▸ DIRECTION
Pick out every line that holds the string "components" and copy it.

▸ INFORMATION PROVIDED
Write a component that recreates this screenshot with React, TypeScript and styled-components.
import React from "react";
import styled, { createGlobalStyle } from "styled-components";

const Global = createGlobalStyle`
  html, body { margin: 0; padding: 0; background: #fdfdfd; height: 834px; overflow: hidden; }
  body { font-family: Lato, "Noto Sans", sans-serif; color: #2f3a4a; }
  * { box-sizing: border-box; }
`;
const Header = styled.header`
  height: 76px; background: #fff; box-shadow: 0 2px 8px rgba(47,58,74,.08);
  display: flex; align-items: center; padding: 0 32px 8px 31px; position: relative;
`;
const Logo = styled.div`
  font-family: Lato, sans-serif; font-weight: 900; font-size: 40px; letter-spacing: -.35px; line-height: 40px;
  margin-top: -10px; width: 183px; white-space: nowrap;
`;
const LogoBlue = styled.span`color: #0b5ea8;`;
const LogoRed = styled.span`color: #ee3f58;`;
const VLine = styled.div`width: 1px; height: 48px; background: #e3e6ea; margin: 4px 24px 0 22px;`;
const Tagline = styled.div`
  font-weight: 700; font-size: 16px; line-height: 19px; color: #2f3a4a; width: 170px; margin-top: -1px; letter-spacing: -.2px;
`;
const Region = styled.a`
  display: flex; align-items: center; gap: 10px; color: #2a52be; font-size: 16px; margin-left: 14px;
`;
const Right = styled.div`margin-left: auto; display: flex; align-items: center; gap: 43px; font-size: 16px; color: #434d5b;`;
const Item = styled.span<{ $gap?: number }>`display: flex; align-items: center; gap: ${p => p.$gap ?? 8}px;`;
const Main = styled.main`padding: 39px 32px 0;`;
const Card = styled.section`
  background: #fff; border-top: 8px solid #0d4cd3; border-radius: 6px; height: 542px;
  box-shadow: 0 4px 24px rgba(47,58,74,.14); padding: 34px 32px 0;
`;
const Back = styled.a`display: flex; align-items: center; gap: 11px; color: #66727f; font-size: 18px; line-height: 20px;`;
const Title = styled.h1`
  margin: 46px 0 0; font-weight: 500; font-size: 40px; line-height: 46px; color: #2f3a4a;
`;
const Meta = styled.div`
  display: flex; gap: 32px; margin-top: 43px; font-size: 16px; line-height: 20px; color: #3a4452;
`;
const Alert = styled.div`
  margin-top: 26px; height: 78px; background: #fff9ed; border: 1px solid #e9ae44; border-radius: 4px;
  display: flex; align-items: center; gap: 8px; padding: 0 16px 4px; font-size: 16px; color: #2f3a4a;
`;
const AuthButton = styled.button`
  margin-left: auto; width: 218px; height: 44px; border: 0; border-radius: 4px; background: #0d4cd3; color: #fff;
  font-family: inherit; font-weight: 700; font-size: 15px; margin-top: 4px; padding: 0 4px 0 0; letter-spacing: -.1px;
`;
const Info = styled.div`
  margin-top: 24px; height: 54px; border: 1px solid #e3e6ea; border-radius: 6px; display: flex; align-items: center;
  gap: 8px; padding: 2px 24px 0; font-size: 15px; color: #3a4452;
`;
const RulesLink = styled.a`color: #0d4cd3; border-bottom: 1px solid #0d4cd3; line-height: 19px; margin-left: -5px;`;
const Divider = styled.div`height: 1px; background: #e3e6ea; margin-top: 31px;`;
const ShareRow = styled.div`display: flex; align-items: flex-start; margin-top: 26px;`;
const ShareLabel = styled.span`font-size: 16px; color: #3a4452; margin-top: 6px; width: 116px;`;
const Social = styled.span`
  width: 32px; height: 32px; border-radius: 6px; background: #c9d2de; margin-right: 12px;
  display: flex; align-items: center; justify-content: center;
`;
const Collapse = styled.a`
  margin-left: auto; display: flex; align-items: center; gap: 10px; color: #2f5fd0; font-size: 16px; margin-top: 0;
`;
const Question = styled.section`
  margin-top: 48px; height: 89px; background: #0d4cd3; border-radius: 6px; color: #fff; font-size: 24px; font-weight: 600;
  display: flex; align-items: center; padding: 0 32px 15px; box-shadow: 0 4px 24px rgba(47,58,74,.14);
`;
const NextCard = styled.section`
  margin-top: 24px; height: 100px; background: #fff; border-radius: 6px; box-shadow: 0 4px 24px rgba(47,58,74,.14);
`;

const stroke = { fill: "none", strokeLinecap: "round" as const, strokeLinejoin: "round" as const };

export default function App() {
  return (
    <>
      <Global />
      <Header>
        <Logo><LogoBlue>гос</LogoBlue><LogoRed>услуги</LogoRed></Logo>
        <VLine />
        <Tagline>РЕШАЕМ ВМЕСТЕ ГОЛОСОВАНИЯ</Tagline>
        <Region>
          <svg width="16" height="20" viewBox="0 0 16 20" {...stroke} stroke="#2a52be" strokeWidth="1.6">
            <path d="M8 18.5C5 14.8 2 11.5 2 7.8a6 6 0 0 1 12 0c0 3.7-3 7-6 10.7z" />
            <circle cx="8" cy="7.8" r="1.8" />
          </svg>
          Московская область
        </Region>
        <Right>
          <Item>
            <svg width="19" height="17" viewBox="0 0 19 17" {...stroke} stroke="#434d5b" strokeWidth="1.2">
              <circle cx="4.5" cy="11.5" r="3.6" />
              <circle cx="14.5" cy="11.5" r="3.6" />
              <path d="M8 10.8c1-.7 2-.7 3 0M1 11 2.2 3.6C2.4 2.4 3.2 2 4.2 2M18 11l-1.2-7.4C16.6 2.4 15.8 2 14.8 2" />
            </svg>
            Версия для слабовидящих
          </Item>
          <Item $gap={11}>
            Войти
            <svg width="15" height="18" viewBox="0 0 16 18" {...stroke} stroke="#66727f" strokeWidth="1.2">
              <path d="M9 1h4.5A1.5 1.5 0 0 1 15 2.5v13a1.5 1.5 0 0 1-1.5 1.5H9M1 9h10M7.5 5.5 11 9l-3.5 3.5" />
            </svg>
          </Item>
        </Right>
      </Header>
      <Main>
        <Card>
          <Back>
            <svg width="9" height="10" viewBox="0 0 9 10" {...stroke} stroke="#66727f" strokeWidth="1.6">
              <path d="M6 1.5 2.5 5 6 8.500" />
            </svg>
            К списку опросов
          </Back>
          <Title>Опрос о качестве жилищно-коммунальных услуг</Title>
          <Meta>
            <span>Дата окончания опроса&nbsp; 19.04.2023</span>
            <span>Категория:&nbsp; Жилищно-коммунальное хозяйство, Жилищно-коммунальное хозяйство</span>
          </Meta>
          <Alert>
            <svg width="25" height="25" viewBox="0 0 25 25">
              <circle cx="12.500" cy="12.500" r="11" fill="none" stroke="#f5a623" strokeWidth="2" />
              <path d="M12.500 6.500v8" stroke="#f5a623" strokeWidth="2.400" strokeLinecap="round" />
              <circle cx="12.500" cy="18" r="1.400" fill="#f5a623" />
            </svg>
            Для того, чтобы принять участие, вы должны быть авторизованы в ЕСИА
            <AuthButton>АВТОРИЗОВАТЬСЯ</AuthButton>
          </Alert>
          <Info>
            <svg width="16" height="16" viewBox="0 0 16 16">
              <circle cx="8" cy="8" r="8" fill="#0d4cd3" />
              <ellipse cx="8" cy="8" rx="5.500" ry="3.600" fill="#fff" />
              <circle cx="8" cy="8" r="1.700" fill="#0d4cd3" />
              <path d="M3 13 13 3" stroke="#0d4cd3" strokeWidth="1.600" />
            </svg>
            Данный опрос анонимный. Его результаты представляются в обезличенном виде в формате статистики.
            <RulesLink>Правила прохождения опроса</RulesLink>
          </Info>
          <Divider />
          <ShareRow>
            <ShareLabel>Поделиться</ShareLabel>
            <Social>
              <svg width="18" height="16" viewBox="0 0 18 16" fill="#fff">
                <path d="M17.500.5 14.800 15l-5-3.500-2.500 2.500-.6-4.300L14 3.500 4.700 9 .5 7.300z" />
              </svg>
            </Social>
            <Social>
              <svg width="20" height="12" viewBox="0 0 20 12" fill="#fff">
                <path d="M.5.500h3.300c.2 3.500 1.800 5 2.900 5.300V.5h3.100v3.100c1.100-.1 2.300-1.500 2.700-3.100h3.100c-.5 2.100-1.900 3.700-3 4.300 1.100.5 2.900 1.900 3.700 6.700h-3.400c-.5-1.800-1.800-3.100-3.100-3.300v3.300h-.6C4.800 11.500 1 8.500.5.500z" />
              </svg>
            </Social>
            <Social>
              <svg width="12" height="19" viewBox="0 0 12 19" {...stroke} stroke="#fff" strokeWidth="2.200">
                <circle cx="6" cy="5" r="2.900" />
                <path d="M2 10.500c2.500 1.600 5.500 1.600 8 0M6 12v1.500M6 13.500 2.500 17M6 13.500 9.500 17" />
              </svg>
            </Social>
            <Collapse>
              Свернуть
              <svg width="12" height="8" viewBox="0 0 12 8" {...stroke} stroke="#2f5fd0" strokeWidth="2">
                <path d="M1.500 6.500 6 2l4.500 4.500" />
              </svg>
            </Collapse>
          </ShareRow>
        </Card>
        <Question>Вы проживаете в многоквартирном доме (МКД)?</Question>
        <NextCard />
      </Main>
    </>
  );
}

▸ THE RESULT
Write a component that recreates this screenshot with React, TypeScript and styled-components.
import styled, { createGlobalStyle } from "styled-components";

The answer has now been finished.